Stimmen Berichte über Wirtschaftsöffnung in Nordkorea? Anerkannte österreichische Experten würden mir jetzt widersprechen, aber ich kann mit Gewissheit sagen: Es gibt keine wirtschaftliche Öffnung in Nordkorea. Einer sorgfältig ausgewählten Gruppe wird nun erlaubt, Geld zu verdienen. Der Deal ist: etwas mehr Freiheit für bedingungslose Loyalität. Diese Personen dürfen einen Teil des verdienten Geldes behalten, den Rest bekommt das Regime. Von Öffnung im Sinne einer nachhaltigen Wirtschaftsentwicklung kann keine Rede sein. Man will nichts riskieren: „Sehen Sie sich doch an, was diesem freundlichen Herrn Gorbatschow passiert ist“, hörte ich oft.

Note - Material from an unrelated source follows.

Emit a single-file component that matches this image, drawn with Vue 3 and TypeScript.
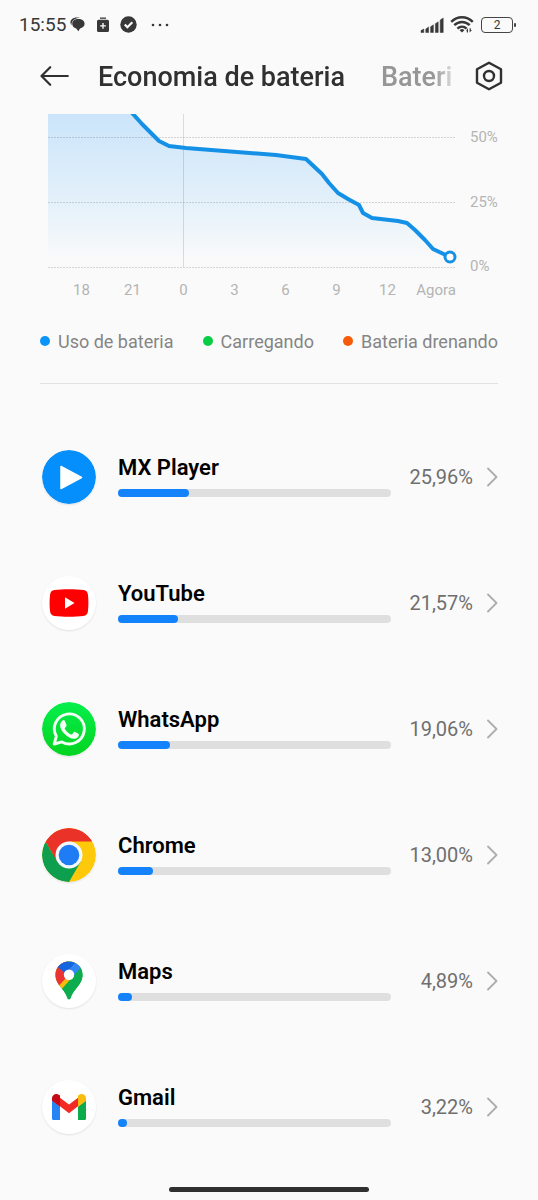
<script setup lang="ts">
interface AppUsage {
  id: string
  name: string
  percent: string
  fill: number
}

const apps: AppUsage[] = [
  { id: 'mx', name: 'MX Player', percent: '25,96%', fill: 26 },
  { id: 'youtube', name: 'YouTube', percent: '21,57%', fill: 22 },
  { id: 'whatsapp', name: 'WhatsApp', percent: '19,06%', fill: 19 },
  { id: 'chrome', name: 'Chrome', percent: '13,00%', fill: 13 },
  { id: 'maps', name: 'Maps', percent: '4,89%', fill: 5 },
  { id: 'gmail', name: 'Gmail', percent: '3,22%', fill: 3 },
]

const hours: string[] = ['18', '21', '0', '3', '6', '9', '12', 'Agora']
const levels: string[] = ['50%', '25%', '0%']

const legend = [
  { label: 'Uso de bateria', tone: 'blue' },
  { label: 'Carregando', tone: 'green' },
  { label: 'Bateria drenando', tone: 'orange' },
]

const plotWidth = 408
const plotHeight = 154
const points: [number, number][] = [
  [78, -8], [85, 0], [94, 10], [111, 27], [121, 32], [138, 34], [228, 41], [258, 45],
  [274, 60], [281, 69], [290, 79], [300, 85], [311, 91], [315, 99], [324, 104],
  [350, 107], [359, 109], [367, 116], [377, 126], [385, 135], [402, 143],
]
const line = points.map((p) => p.join(',')).join(' ')
const area = `0,-8 ${line} 402,${plotHeight} 0,${plotHeight}`
const last = points[points.length - 1]
const marker = {
  left: `${(last[0] / plotWidth) * 100}%`,
  top: `${(last[1] / plotHeight) * 100}%`,
}
</script>

<template>
  <div class="screen">
    <div class="status">
      <time>15:55</time>
      <svg class="chat" width="15" height="15" viewBox="0 0 15 15" aria-hidden="true">
        <path d="M8.4 2C12 2 14.600 4 14.600 6.800c0 2.400-1.900 4.200-4.600 4.700L8.400 14.300 6.200 11.500C3.700 10.900 2.200 9 2.200 6.800 2.200 4 4.800 2 8.400 2Z" />
        <path d="M10 .8C4-.6.400 2 .400 5.200c0 1.300.400 2.300 1.100 3.200C1.200 4.500 4 1.200 10 .8Z" />
      </svg>
      <svg class="saver" width="12" height="16" viewBox="0 0 12 16" aria-hidden="true">
        <path d="M3 .5h6v1.300H3Z" />
        <path fill-rule="evenodd" d="M1.500 2.800h9A1.500 1.500 0 0 1 12 4.300v9.200a1.500 1.500 0 0 1-1.500 1.500h-9A1.500 1.500 0 0 1 0 13.500V4.300a1.500 1.500 0 0 1 1.500-1.500ZM5.300 6v2.200H3.100v1.400h2.200v2.200h1.400V9.600h2.200V8.200H6.700V6Z" />
      </svg>
      <svg class="tick" width="17" height="17" viewBox="0 0 17 17" aria-hidden="true">
        <circle cx="8.500" cy="8.500" r="8.200" />
        <path d="m4.800 8.500 2.600 2.700 4.900-5" fill="none" stroke="#fafafa" stroke-width="2.200" />
      </svg>
      <svg class="dots" width="20" height="4" viewBox="0 0 20 4" aria-hidden="true">
        <circle cx="3" cy="2" r="1.300" /><circle cx="10" cy="2" r="1.300" /><circle cx="17" cy="2" r="1.300" />
      </svg>
      <svg class="signal" width="25" height="16" viewBox="0 0 25 16" aria-hidden="true">
        <path d="M1 13.600 3.800 12v3.500H1ZM5.800 12 8.600 9.900v5.600H5.800ZM10.600 9.700l2.800-1.900v7.700h-2.800ZM15.400 6.700l2.800-1.900v10.700h-2.800ZM20.200 3 23.200 1v14.500h-3Z" stroke="#383838" stroke-width=".5" stroke-linejoin="round" />
      </svg>
      <svg class="wifi" width="24" height="17" viewBox="0 0 24 17" aria-hidden="true">
        <g fill="none" stroke="#383838" stroke-width="2.400">
          <path d="M1.200 5.800C7.500-.3 16.500-.3 22.800 5.800" />
          <path d="M4.300 9.200C8.800 4.900 15.200 4.900 19.700 9.200" />
          <path d="M7.400 12.600c2.700-2.600 6.500-2.600 9.200 0" />
        </g>
        <path d="M9.600 14.200a3.400 3.400 0 0 1 4.800 0L12 16.600Z" />
        <path d="m16 14.500 2-2.200v4.200h-1.200v-2ZM19.600 12.300v4.200l2.400-2.400h-1.200v-1.800Z" />
      </svg>
      <span class="cell">2</span>
    </div>

    <header class="bar">
      <button type="button" class="back" aria-label="Voltar">
        <svg width="30" height="20" viewBox="0 0 30 20" aria-hidden="true">
          <path d="M27.800 10H2M10.200 1.200 1.500 10l8.700 8.800" fill="none" stroke="#303030" stroke-width="2.200" stroke-linecap="round" stroke-linejoin="round" />
        </svg>
      </button>
      <nav class="tabs">
        <button type="button" class="tab current">Economia de bateria</button>
        <button type="button" class="tab">Bateria</button>
      </nav>
      <button type="button" class="gear" aria-label="Configurações">
        <svg width="28" height="30" viewBox="0 0 28 30" aria-hidden="true">
          <g fill="none" stroke="#303030" stroke-width="2.400" stroke-linejoin="round">
            <path d="M14 1.800 26 8.300v13.400L14 28.200 2 21.700V8.300Z" />
            <circle cx="14" cy="15" r="5" />
          </g>
        </svg>
      </button>
    </header>

    <main>
      <section class="chart">
        <div class="plot">
          <svg :viewBox="`0 0 ${plotWidth} ${plotHeight}`" preserveAspectRatio="none" aria-hidden="true">
            <defs>
              <linearGradient id="fade" x1="0" y1="0" x2="0" y2="154" gradientUnits="userSpaceOnUse">
                <stop offset="0" stop-color="#cbe5fa" />
                <stop offset="0.500" stop-color="#e0effa" />
                <stop offset="0.950" stop-color="#fafafa" />
              </linearGradient>
            </defs>
            <polygon :points="area" fill="url(#fade)" />
            <path class="grid" d="M0 23.500H408M0 88.500H408M0 153.500H408" />
            <path class="midnight" d="M135.500 0V153" />
            <polyline class="line" :points="line" />
          </svg>
          <span class="marker" :style="marker"></span>
        </div>
        <div class="levels">
          <span v-for="level in levels" :key="level">{{ level }}</span>
        </div>
        <div class="hours">
          <span v-for="hour in hours" :key="hour">{{ hour }}</span>
        </div>
      </section>

      <ul class="legend">
        <li v-for="item in legend" :key="item.label">
          <i :class="item.tone"></i>{{ item.label }}
        </li>
      </ul>

      <ul class="apps">
        <li v-for="app in apps" :key="app.id">
          <button type="button" class="app">
            <svg class="icon" viewBox="0 0 54 54" aria-hidden="true">
              <template v-if="app.id === 'mx'">
                <circle cx="27" cy="27" r="27" fill="#058ffc" />
                <path d="M19 16.500v22L39.500 27.500Z" fill="#fff" stroke="#fff" stroke-width="1.500" stroke-linejoin="round" />
              </template>
              <template v-else-if="app.id === 'youtube'">
                <circle cx="27" cy="27" r="27" fill="#fff" />
                <path d="M12.500 14.100c8-1 21-1 29 0 2.600.300 4.100 1.800 4.400 4.400.700 5.600.700 11.400 0 17-.300 2.600-1.800 4.100-4.400 4.400-8 1-21 1-29 0-2.600-.300-4.100-1.800-4.400-4.400-.700-5.600-.700-11.400 0-17 .300-2.600 1.800-4.100 4.400-4.400Z" fill="#fe0000" />
                <path d="M23 21.200v11.600l9.500-5.800Z" fill="#fff" />
              </template>
              <template v-else-if="app.id === 'whatsapp'">
                <defs>
                  <linearGradient id="leaf" x1="0" y1="0" x2="0" y2="1">
                    <stop offset="0" stop-color="#06ef4c" />
                    <stop offset="1" stop-color="#03d420" />
                  </linearGradient>
                </defs>
                <circle cx="27" cy="27" r="27" fill="url(#leaf)" />
                <path d="m12.200 42 2.100-7.700a15 15 0 1 1 5.600 5.600Z" fill="none" stroke="#f4fff6" stroke-width="2.900" stroke-linejoin="round" />
                <path d="M20.300 18.700c.700-.800 1.800-.800 2.300-.200l.500.900 1.400 3.500c.200.500.100.900-.200 1.300l-1.400 1.700c-.300.400-.200.700 0 1 1.500 2.500 3.500 4.300 6.200 5.500.500.200.8.200 1.100-.200l1.600-2c.300-.400.700-.5 1.200-.300l3.100 1.500c.6.300.8.500.800.900.1 3-2.500 4.600-4.700 4.500-3.500 0-7.400-2.300-10.100-5.300-2.300-2.600-4.100-5.400-4-8.200.1-2 1-3.600 2.200-4.600Z" fill="#f4fff6" />
              </template>
              <template v-else-if="app.id === 'chrome'">
                <circle cx="27" cy="27" r="27" fill="#fdc90a" />
                <path d="M3.620 13.500A27 27 0 0 0 27 54L38.700 33.800 27 27H11.400Z" fill="#0d9f4e" />
                <path d="M3.620 13.500A27 27 0 0 1 50.380 13.500H27L15.300 33.800Z" fill="#ea3229" />
                <circle cx="27" cy="27" r="13.500" fill="#f5f8fb" />
                <circle cx="27" cy="27" r="10.300" fill="#1f7cf5" />
              </template>
              <template v-else-if="app.id === 'maps'">
                <defs>
                  <clipPath id="pin">
                    <path d="M27 7.500c7.600 0 13.500 5.800 13.500 13.300 0 5.700-2.700 9.300-6.300 13.600-3 3.600-4.700 6.300-5.600 9.600-.500 1.700-2.700 1.700-3.200 0-.9-3.300-2.600-6-5.600-9.600-3.600-4.300-6.300-7.900-6.300-13.600C13.500 13.300 19.400 7.500 27 7.500Z" />
                  </clipPath>
                </defs>
                <circle cx="27" cy="27" r="27" fill="#fff" />
                <g clip-path="url(#pin)">
                  <path d="M12 6h30v42H12Z" fill="#0dac4d" />
                  <path d="M12 6H34L42 13 18 38 12 34Z" fill="#fab90b" />
                  <path d="M12 6h14l1 15L15 33.500 10 30Z" fill="#ea3434" />
                  <path d="M14 11.500 24 20 36 6H14Z" fill="#1465e0" />
                  <path d="M23 21 35.500 6 43 12 32 24Z" fill="#3287f7" />
                  <path d="M38.900 13.500 44 12v34H26l-8-9Z" fill="#0dac4d" />
                </g>
                <circle cx="27" cy="20.800" r="5.200" fill="#fff" />
              </template>
              <template v-else>
                <circle cx="27" cy="27" r="27" fill="#fff" />
                <path d="M10 20.500 18 26.500V40H11.500A1.500 1.500 0 0 1 10 38.500Z" fill="#2684f5" />
                <path d="M44 20.500 36 26.500V40h6.500a1.500 1.500 0 0 0 1.500-1.500Z" fill="#0dab4b" />
                <path d="M18 17.800 27 24.500l9-6.700v8.400L27 33.300l-9-7.100Z" fill="#f32b25" />
                <path d="M10 18.500c0-4.200 4.400-5.600 7.200-3.500l.8.600v11.100l-8-6Z" fill="#c50a16" />
                <path d="M44 18.500c0-4.200-4.400-5.600-7.200-3.500l-.8.600v11.100l8-6Z" fill="#fcbc0c" />
              </template>
            </svg>
            <span class="body">
              <span class="name">{{ app.name }}</span>
              <span class="track"><span class="fill" :style="{ width: app.fill + '%' }"></span></span>
            </span>
            <span class="percent">{{ app.percent }}</span>
            <svg class="chevron" width="11" height="20" viewBox="0 0 11 20" aria-hidden="true">
              <path d="m1 1.500 8.500 8.500L1 18.500" fill="none" stroke="#adadad" stroke-width="1.800" stroke-linecap="round" stroke-linejoin="round" />
            </svg>
          </button>
        </li>
      </ul>
    </main>

    <div class="home"><span></span></div>
  </div>
</template>

<style>
body {
  margin: 0;
  background: #fafafa;
}
</style>

<style scoped>
.screen {
  font-family: Roboto, "Noto Sans", sans-serif;
  color: #303030;
  background: #fafafa;
}

button {
  margin: 0;
  padding: 0;
  border: 0;
  background: none;
  font: inherit;
  color: inherit;
  cursor: pointer;
}

ul {
  list-style: none;
  margin: 0;
  padding: 0;
}

svg {
  display: block;
  flex: none;
}

.status {
  display: flex;
  align-items: center;
  height: 49px;
  padding: 0 22px 0 19px;
  color: #383838;
  fill: #383838;
}

.status time {
  font-size: 19px;
}

.chat {
  margin-left: 4px;
}

.saver {
  margin-left: 12px;
}

.tick {
  margin-left: 11px;
}

.dots {
  margin-left: 13px;
}

.signal {
  margin-left: auto;
}

.wifi {
  margin-left: 5px;
}

.cell {
  position: relative;
  box-sizing: border-box;
  width: 32px;
  height: 16px;
  margin: 0 3px 0 7px;
  border: 1px solid #454545;
  border-radius: 4px;
  font-size: 12px;
  line-height: 14px;
  text-align: center;
}

.cell::after {
  content: "";
  position: absolute;
  top: 5px;
  right: -4px;
  width: 2px;
  height: 4px;
  border-radius: 1px;
  background: #454545;
}

.bar {
  display: flex;
  align-items: center;
  height: 53px;
  padding: 0 35px 12px 40px;
}

.tabs {
  display: flex;
  flex: 1;
  gap: 36px;
  min-width: 0;
  margin: 0 22px 0 28px;
  padding-top: 2px;
  overflow: hidden;
  mask-image: linear-gradient(to right, #000 calc(100% - 20px), rgba(0, 0, 0, 0.3));
}

.tab {
  flex: none;
  font-size: 27px;
  font-weight: 500;
  line-height: 36px;
  color: #969696;
}

.tab.current {
  color: #303030;
}

.chart {
  display: grid;
  grid-template-columns: 1fr 42px;
  padding: 0 40px 0 48px;
  font-size: 15px;
  line-height: 20px;
  color: #b4b4b4;
}

.plot {
  position: relative;
  height: 154px;
}

.plot svg {
  width: 100%;
  height: 100%;
}

.grid,
.midnight,
.line {
  fill: none;
  vector-effect: non-scaling-stroke;
}

.grid {
  stroke: rgba(0, 0, 0, 0.15);
  stroke-width: 1;
  stroke-dasharray: 2 1;
}

.midnight {
  stroke: rgba(60, 80, 100, 0.18);
  stroke-width: 1;
}

.line {
  stroke: #1491e6;
  stroke-width: 4;
  stroke-linejoin: round;
}

.marker {
  position: absolute;
  box-sizing: border-box;
  width: 13px;
  height: 13px;
  border: 3px solid #1491e6;
  border-radius: 50%;
  background: #fff;
  transform: translate(-50%, -50%);
}

.levels {
  display: flex;
  flex-direction: column;
  justify-content: space-between;
  margin-bottom: -8px;
  padding: 13px 0 0 14px;
}

.hours {
  display: grid;
  grid-template-columns: repeat(7, 51fr) 43fr;
  padding: 12px 0 0 8px;
  text-align: center;
}

.hours span:last-child {
  justify-self: end;
}

.legend {
  display: flex;
  justify-content: space-between;
  margin: 0 40px;
  padding: 30px 0 29px;
  border-bottom: 1px solid #e2e2e2;
  font-size: 18px;
  line-height: 24px;
  color: #858585;
}

.legend li {
  display: flex;
  align-items: center;
  gap: 8px;
}

.legend i {
  width: 10px;
  height: 10px;
  margin-bottom: 2px;
  border-radius: 50%;
}

.blue {
  background: #0c94f8;
}

.green {
  background: #08cd45;
}

.orange {
  background: #f75a0a;
}

.apps {
  padding-top: 30px;
}

.app {
  display: flex;
  align-items: center;
  width: 100%;
  height: 126px;
  padding: 0 40px 0 42px;
  text-align: left;
}

.icon {
  width: 54px;
  height: 54px;
  border-radius: 50%;
  box-shadow: 0 1px 2px rgba(0, 0, 0, 0.1);
}

.body {
  flex: 1;
  margin-left: 22px;
  padding-bottom: 4px;
}

.name {
  display: block;
  font-size: 22px;
  font-weight: 600;
  line-height: 28px;
  color: #000;
}

.track {
  display: block;
  height: 8px;
  margin-top: 7px;
  border-radius: 4px;
  background: #dfdfdf;
}

.fill {
  display: block;
  min-width: 9px;
  height: 8px;
  border-radius: 4px;
  background: #1482fa;
}

.percent {
  width: 82px;
  font-size: 20px;
  text-align: right;
  color: #6f6f6f;
}

.chevron {
  margin-left: 14px;
}

.home {
  display: flex;
  justify-content: center;
  padding: 17px 0 8px;
}

.home span {
  width: 37%;
  height: 5px;
  border-radius: 3px;
  background: #303030;
}
</style>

Gibt es Zeichen von Unzufriedenheit unter den Nordkoreanern? Ich habe selbst miterlebt, wie innerhalb der privilegierten Klassen der Unmut wuchs. Damals tauchten die ersten Gerüchte über verbotene, aus Südkorea eingeschleuste DVDs mit südkoreanischen Filmen auf. Es hieß, das Regime würde dies sofort stoppen. Zwölf Jahre sind vergangen, genau das Gegenteil ist passiert: Das Regime ist machtlos. Man schaut sich USB-Sticks mit südkoreanischen, chinesischen, westlichen Filmen gemeinsam mit Freunden an, sie werden weitergereicht, kopiert. Wenn man erwischt wird, kommt man mit Bestechung davon. Dadurch verbreitet sich das Bewusstsein, dass das System korrupt ist.
Trifft das vor allem auf junge Nordkoreaner zu? Ja, das ist die Post-Hungersnot-Generation: Sie hat nie die verhältnismäßig „besseren“Zeit der Kim-Ilsung-Ära miterlebt, hegt also keine Nostalgie nach der „alten, sozialistischen Welt“. Die Jungen haben Laptops, Handys, sie haben Erfahrungen in horizontaler Kommunikation. Wir müssen Nordkoreanern helfen, die Frage „Warum“zu stellen. Eine Möglichkeit wäre, USBSticks mit objektiven Infos zur Lage ihres Landes ins Land zu schmuggeln – mit UNO-Dokumenten oder Berichten über die Wirtschaftslage. Wenn sie in die Hände von Personen gelangen, die ohnehin zweifeln, wie werden sie dann reagieren? Das ist doch eine große Chance für den Westen.